WASHINGTON — Could Hurricane Katrina close down the Defense Department’s stateside elementary schools?
It’s not likely, but that’s one of several cost-cutting proposals being discussed as the federal officials try to figure out how to pay for an estimated $150 billion cleanup and recovery effort in the battered Gulf states.
Lobbyists for the military worry that Katrina could overshadow the sacrifices troops and their families are making in the war on terror, and that the costs of rebuilding could take away funds from military health care, day care and paychecks.
“We’re not concerned with the validity of getting funds down there (to hurricane victims),” said Kathy Moakler, deputy director of government relations for the National Military Family Association.
“But we also have a lot of military families who have lost everything, or who are sacrificing with their spouse overseas.

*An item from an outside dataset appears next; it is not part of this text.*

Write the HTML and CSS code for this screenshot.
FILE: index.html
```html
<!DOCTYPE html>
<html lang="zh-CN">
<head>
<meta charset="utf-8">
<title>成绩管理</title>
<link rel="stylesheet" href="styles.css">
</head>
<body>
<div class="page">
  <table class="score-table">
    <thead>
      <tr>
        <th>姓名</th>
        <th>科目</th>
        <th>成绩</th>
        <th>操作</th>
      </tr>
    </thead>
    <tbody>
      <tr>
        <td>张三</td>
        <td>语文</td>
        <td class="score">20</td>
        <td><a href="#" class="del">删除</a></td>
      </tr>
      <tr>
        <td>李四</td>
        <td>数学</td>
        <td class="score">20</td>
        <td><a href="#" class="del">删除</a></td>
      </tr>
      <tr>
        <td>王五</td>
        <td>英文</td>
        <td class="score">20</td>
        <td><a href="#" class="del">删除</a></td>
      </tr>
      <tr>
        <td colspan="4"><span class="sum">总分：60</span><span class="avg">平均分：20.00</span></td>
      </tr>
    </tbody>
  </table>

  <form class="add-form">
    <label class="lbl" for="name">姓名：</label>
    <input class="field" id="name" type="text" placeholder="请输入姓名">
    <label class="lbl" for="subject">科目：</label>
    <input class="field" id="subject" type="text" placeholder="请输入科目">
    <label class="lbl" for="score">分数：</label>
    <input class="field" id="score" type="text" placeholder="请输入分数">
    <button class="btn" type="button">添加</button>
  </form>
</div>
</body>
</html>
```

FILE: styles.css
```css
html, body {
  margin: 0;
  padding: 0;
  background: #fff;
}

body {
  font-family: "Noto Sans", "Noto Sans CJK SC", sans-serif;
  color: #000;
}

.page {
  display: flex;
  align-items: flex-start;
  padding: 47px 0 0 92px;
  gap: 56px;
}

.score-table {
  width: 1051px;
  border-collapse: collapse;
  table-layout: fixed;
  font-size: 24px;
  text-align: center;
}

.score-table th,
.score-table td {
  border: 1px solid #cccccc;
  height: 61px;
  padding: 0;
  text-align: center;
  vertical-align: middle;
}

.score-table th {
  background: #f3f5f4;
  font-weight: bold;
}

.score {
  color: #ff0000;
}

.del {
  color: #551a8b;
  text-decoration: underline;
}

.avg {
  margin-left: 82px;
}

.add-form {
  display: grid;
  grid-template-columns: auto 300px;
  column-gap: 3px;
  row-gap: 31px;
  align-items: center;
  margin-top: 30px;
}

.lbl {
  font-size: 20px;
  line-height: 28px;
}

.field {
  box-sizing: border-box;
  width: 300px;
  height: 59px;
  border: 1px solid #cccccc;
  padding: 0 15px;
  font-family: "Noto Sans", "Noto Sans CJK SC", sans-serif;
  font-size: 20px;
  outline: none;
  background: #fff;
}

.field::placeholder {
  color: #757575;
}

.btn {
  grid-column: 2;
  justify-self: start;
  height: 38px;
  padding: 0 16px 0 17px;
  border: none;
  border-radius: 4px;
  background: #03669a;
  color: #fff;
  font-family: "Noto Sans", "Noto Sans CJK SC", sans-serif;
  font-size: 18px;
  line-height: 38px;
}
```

How far can we stretch them?”
Congress has already approved more than $62 billion in emergency relief for victims of last month’s hurricane, and officials from the Congressional Budget Office estimate repairs to infrastructure and federal facilities alone will cost at least $35 billion more.

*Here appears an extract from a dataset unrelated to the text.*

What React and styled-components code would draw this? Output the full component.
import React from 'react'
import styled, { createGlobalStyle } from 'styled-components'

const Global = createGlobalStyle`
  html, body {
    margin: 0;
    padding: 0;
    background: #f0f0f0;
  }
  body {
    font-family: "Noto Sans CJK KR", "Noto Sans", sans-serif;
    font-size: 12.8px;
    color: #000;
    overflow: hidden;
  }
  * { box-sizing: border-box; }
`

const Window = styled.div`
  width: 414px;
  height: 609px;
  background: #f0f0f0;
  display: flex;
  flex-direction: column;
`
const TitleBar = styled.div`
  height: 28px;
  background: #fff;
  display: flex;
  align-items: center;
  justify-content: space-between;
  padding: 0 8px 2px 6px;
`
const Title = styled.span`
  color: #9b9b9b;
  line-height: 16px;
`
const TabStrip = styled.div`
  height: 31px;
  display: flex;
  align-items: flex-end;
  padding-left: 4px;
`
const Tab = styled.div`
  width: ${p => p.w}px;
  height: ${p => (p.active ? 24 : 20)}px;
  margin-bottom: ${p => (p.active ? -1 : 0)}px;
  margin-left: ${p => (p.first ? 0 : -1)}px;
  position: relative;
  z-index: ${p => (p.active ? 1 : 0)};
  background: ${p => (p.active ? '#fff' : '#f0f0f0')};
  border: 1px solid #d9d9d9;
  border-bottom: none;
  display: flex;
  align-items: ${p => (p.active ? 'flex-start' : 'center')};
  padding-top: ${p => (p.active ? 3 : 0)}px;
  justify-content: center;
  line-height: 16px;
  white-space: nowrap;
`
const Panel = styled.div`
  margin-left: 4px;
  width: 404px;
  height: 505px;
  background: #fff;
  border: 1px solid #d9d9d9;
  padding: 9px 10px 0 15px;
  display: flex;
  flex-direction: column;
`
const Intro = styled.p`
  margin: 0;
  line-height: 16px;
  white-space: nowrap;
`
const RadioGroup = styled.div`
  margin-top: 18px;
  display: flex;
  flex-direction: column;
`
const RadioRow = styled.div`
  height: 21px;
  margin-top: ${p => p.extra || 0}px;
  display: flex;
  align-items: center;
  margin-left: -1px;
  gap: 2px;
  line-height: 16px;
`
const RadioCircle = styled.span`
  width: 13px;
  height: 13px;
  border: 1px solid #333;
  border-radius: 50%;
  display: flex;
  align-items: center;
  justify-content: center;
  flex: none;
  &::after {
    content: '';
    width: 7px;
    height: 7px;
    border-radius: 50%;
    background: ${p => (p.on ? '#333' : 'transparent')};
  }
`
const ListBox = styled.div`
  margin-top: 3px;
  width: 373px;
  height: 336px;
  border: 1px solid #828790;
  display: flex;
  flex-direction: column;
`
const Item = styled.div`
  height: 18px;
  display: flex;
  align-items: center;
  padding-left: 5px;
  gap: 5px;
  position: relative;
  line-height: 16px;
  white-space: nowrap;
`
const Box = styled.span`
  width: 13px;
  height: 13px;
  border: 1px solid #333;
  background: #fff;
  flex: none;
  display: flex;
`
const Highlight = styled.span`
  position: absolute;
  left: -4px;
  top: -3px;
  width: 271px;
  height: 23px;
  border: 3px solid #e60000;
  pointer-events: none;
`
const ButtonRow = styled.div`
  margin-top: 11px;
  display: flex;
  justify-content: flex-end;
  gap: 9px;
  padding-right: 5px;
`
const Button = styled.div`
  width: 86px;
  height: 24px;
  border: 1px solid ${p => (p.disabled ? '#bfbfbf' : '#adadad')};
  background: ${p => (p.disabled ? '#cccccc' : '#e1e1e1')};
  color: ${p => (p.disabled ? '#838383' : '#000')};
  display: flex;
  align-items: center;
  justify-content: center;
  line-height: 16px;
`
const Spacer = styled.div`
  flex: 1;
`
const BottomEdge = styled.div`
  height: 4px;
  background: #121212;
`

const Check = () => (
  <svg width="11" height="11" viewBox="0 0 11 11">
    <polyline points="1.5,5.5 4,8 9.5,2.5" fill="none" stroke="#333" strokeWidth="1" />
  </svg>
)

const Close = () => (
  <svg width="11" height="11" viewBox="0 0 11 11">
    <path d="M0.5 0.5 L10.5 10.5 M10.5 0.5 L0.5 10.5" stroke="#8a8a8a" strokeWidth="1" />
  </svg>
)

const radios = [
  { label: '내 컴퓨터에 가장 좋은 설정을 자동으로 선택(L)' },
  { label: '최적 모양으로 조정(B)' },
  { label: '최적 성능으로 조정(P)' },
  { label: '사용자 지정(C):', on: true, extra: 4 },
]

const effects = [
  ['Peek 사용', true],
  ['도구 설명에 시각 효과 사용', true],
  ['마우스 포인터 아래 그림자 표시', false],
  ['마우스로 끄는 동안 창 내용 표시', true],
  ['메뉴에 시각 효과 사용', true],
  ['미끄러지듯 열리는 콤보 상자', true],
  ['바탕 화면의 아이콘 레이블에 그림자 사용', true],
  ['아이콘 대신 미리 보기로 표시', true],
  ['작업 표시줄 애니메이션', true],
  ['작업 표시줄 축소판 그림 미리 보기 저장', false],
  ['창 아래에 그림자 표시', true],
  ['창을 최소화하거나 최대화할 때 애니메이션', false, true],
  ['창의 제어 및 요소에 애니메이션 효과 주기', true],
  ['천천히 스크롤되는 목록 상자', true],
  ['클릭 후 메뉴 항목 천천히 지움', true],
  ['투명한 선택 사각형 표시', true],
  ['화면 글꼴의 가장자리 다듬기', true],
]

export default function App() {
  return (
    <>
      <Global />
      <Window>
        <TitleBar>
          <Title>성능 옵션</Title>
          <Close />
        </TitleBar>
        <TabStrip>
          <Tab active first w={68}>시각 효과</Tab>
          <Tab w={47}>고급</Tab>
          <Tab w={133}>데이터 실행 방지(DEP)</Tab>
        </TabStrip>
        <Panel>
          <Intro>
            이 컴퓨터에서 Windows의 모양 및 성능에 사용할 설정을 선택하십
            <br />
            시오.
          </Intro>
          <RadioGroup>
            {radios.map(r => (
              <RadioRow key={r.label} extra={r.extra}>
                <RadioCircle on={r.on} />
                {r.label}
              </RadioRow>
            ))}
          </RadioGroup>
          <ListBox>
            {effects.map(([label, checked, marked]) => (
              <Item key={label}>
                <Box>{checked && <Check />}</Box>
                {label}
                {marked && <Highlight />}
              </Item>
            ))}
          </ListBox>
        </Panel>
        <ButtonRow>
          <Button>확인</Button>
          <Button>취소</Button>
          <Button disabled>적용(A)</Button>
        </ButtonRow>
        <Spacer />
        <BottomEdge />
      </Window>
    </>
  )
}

With potentially hundreds of billions of dollars needed for restoration efforts over the next decade, House Budget Committee chairman Rep. Jim Nussle, R-Iowa, said on Thursday he would seek a 2 percent cut in all 2006 discretionary spending, including some defense programs.
And last week, a group of Republican lawmakers offered a package of $102 billion in cuts to offset the hurricane costs, including about $740 million saved from defense costs through proposals such as closing all defense elementary schools in the U.S., consolidating the three military exchange systems, and lowering benefits and raising premiums drastically in military health care.
Meanwhile, the Military Coalition — a group of 36 veterans and military lobbying organizations — has spent the year pushing for things like higher pay increases for active duty military, expanding Tricare to at least partially cover all reservists, and protecting programs for military families.
But retired Col. Steve Strobridge, co-chairman of the group, admits that even before the Katrina disaster lobbyists had an uphill battle to get those issues on the table. Now, he expects it’ll be even harder.
“I think our arguments for our proposals are still there,” he said. “They’re pretty good arguments. But you can’t make assumptions about how (lawmakers) are going to react.”
While radical ideas like closing the defense department schools would be a tough sell in Congress, he said, “At the very least, now they’re going to be talked about.”
Ed Dockery, legislative expert at the Fleet Reserve Association, said for now his group is cautiously optimistic about the impact of the hurricane relief. The new debt didn’t prompt any major changes in the 2006 defense budget discussions, and he hasn’t heard any other indications that military programs will be cut in the short term.
“When you’re talking about money, there’s always a concern,” he said. “Obviously you don’t want your pocket reached into if it can come from someone else’s. But I still feel like the last thing they will go after would be defense.”